President Obama’s November 2010 visit to India was historic, building on the momentum generated by Presidents Bush and Clinton. To take the relationship to an entirely new level, the next step should be to secure a Bilateral Investment Treaty (BIT) between our countries. This will protect U.S. investment into India, where our firms can tap into India’s vast market, while providing an incentive for Indian investment flowing into the United States. Reliance Industries’ investment in Pennsylvania and in Texas will benefit, as will the $1.5 billion investment of Essar in Minnesota and West Virginia.
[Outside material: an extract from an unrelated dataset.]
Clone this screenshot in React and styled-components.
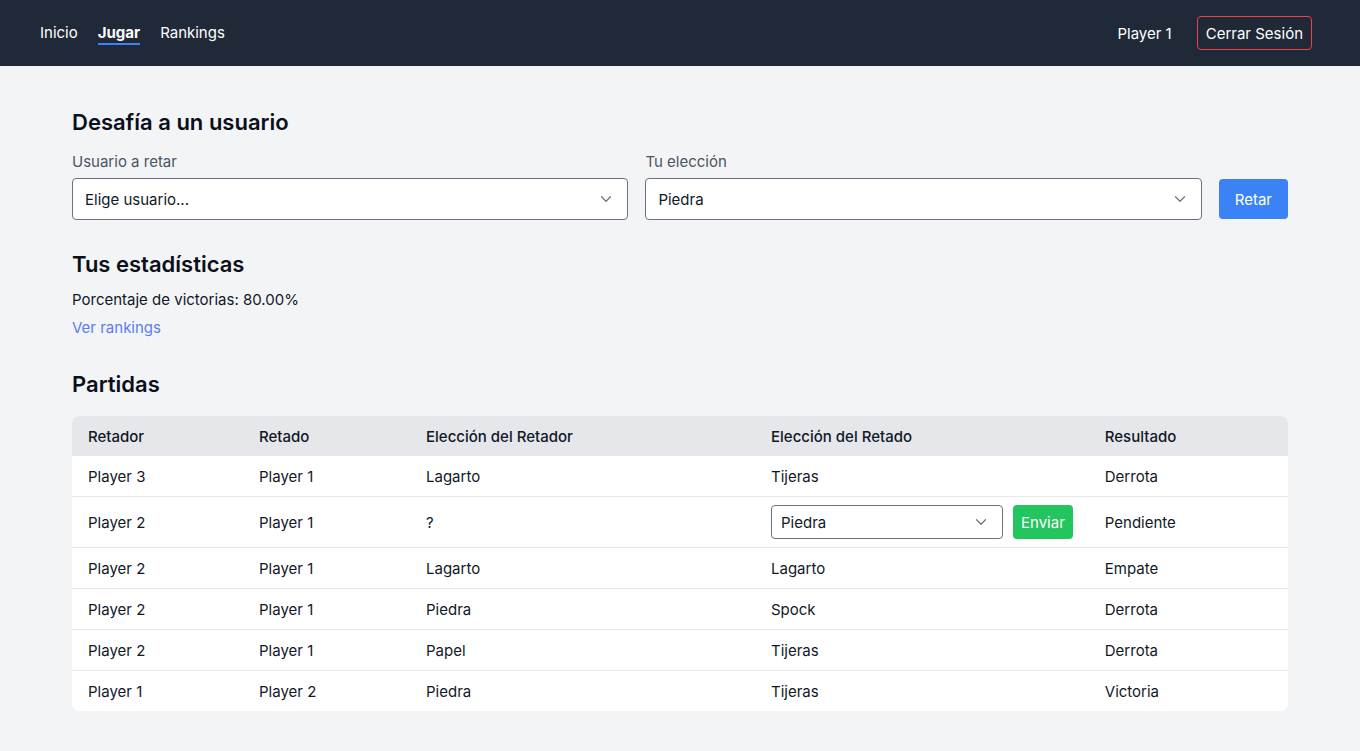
import React from "react"
import styled, { createGlobalStyle } from "styled-components"

const GlobalStyle = createGlobalStyle`
  body {
    margin: 0;
    background: #f3f4f6;
    font-family: Inter, "Noto Sans", sans-serif;
    color: #111827;
  }
`

const NavBar = styled.nav`
  height: 66px;
  background: #1f2937;
  display: flex;
  align-items: center;
  justify-content: space-between;
  padding: 0 48px 0 40px;
`

const NavLinks = styled.div`
  display: flex;
  gap: 20px;
  padding-top: 2px;
`

const NavLink = styled.a`
  color: #fff;
  font-size: 15px;
  font-weight: ${props => (props.active ? 700 : 400)};
  text-decoration: none;
  padding-bottom: 1px;
  border-bottom: 2px solid ${props => (props.active ? "#3b82f6" : "transparent")};
`

const NavRight = styled.div`
  display: flex;
  align-items: center;
  gap: 25px;
  color: #fff;
  font-size: 15px;
`

const LogoutButton = styled.button`
  font: inherit;
  color: #fff;
  background: transparent;
  border: 1px solid #ef4444;
  border-radius: 4px;
  height: 34px;
  padding: 0 8px;
`

const Main = styled.main`
  padding: 43px 72px 40px;
`

const SectionTitle = styled.h2`
  font-size: 22px;
  font-weight: 600;
  color: #0b0f19;
  margin: 0 0 ${props => props.mb || 13}px;
`

const ChallengeRow = styled.div`
  display: flex;
  align-items: flex-end;
  gap: 17px;
  margin: 0 0 31px;
`

const Field = styled.div`
  flex: 1;
  display: flex;
  flex-direction: column;
  gap: 7px;
`

const Label = styled.label`
  font-size: 15px;
  color: #4b5563;
`

const SelectBox = styled.div`
  height: ${props => props.h || 42}px;
  width: ${props => (props.w ? props.w + "px" : "auto")};
  box-sizing: border-box;
  border: 1px solid #6b7280;
  border-radius: 4px;
  background: #fff;
  display: flex;
  align-items: center;
  justify-content: space-between;
  padding: 0 12px 0 ${props => (props.small ? 9 : 12)}px;
  font-size: 15px;
  color: #111827;
`

const Button = styled.button`
  font: inherit;
  font-size: 15px;
  color: #fff;
  background: ${props => props.bg};
  border: none;
  border-radius: 4px;
  height: ${props => props.h}px;
  padding: 0 ${props => props.px}px;
`

const RetarButton = styled(Button)`
  margin-bottom: 1px;
`

const StatText = styled.p`
  font-size: 15px;
  margin: 0 0 8px;
`

const Link = styled.a`
  font-size: 15px;
  color: #5b7cf5;
  text-decoration: none;
  display: inline-block;
  margin-bottom: 34px;
`

const Table = styled.table`
  width: 100%;
  border-collapse: separate;
  border-spacing: 0;
  background: #fff;
  border-radius: 8px;
  overflow: hidden;
  font-size: 15px;
`

const Th = styled.th`
  background: #e5e7eb;
  text-align: left;
  font-weight: 500;
  height: 40px;
  padding: 0 16px;
  width: ${props => props.w}px;
`

const Td = styled.td`
  height: ${props => props.h || 40}px;
  padding: 0 16px;
  border-top: ${props => (props.first ? "none" : "1px solid #e5e7eb")};
`

const ChoiceCell = styled.div`
  display: flex;
  align-items: center;
  gap: 10px;
`

const Chevron = () => (
  <svg width="18" height="18" viewBox="0 0 24 24" fill="none" stroke="#6b7280" strokeWidth="1.6" strokeLinecap="round" strokeLinejoin="round">
    <path d="M6 9l6 6 6-6" />
  </svg>
)

const games = [
  ["Player 3", "Player 1", "Lagarto", "Tijeras", "Derrota"],
  ["Player 2", "Player 1", "?", null, "Pendiente"],
  ["Player 2", "Player 1", "Lagarto", "Lagarto", "Empate"],
  ["Player 2", "Player 1", "Piedra", "Spock", "Derrota"],
  ["Player 2", "Player 1", "Papel", "Tijeras", "Derrota"],
  ["Player 1", "Player 2", "Piedra", "Tijeras", "Victoria"],
]

export default function App() {
  return (
    <>
      <GlobalStyle />
      <NavBar>
        <NavLinks>
          <NavLink>Inicio</NavLink>
          <NavLink active>Jugar</NavLink>
          <NavLink>Rankings</NavLink>
        </NavLinks>
        <NavRight>
          <span>Player 1</span>
          <LogoutButton>Cerrar Sesión</LogoutButton>
        </NavRight>
      </NavBar>
      <Main>
        <SectionTitle mb={17}>Desafía a un usuario</SectionTitle>
        <ChallengeRow>
          <Field>
            <Label>Usuario a retar</Label>
            <SelectBox>
              <span>Elige usuario...</span>
              <Chevron />
            </SelectBox>
          </Field>
          <Field>
            <Label>Tu elección</Label>
            <SelectBox>
              <span>Piedra</span>
              <Chevron />
            </SelectBox>
          </Field>
          <RetarButton bg="#3b82f6" h={40} px={16}>Retar</RetarButton>
        </ChallengeRow>

        <SectionTitle>Tus estadísticas</SectionTitle>
        <StatText>Porcentaje de victorias: 80.00%</StatText>
        <Link>Ver rankings</Link>

        <SectionTitle mb={19}>Partidas</SectionTitle>
        <Table>
          <thead>
            <tr>
              <Th w={139}>Retador</Th>
              <Th w={135}>Retado</Th>
              <Th w={313}>Elección del Retador</Th>
              <Th w={300}>Elección del Retado</Th>
              <Th>Resultado</Th>
            </tr>
          </thead>
          <tbody>
            {games.map((g, i) => (
              <tr key={i}>
                {g.map((c, j) => (
                  <Td key={j} first={i === 0} h={c === null ? 50 : 40}>
                    {c === null ? (
                      <ChoiceCell>
                        <SelectBox small w={232} h={34}>
                          <span>Piedra</span>
                          <Chevron />
                        </SelectBox>
                        <Button bg="#22c55e" h={34} px={8}>Enviar</Button>
                      </ChoiceCell>
                    ) : (
                      c
                    )}
                  </Td>
                ))}
              </tr>
            ))}
          </tbody>
        </Table>
      </Main>
    </>
  )
}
The Tata Group will be more inclined to increase investment in the U.S., as will Wipro, Mahindra, Infosys, Wellspun, Ranbaxy, Thermax and a dozen others.
A BIT between the two countries will facilitate greater two-way opportunity for investment, leading to export-led growth and jobs – for both sides. Boeing has already sold nearly $20 billion in civilian and military aircraft to India in the last five years, including a recently clinched $4.1 billion sale of transport aircraft. Lockheed Martin concluded a similar sale of aircraft to India last year. The U.S. Export-Import Bank is on the verge of achieving financial closure for one of the world’s largest combined cycle gas-fired power plants based in India, which will use GE turbines. Honeywell, UTC, Caterpillar, and even California almond and pistachio farmers all have similar export stories to share. The bounty is limitless.
Ultimately, though, we need to engage in a much bigger project: USIBC has formed a working group to flesh out the contours of a bilateral trade and investment arrangement. Such an arrangement should consider movement of technical professionals, facilitating ‘round the clock’ innovation where intellectual property is rewarded and protected and where market access is enjoyed by both sides, and, importantly, where environment and labor are respected. The people of both countries will benefit. Such an economic cooperation arrangement between the world’s largest free-market economies will make the world a more secure place, underpinned by our open democracies.
The U.S.-India relationship exemplifies the best characteristics of democracy, demonstrating what can be achieved when imagination, properly motivated commerce and trade and our common spirit of entrepreneurship are set free.
Ron Somers is president of the U.S.-India Business Council, the premier business advocacy organization representing the United States’ and India’s top-tier companies.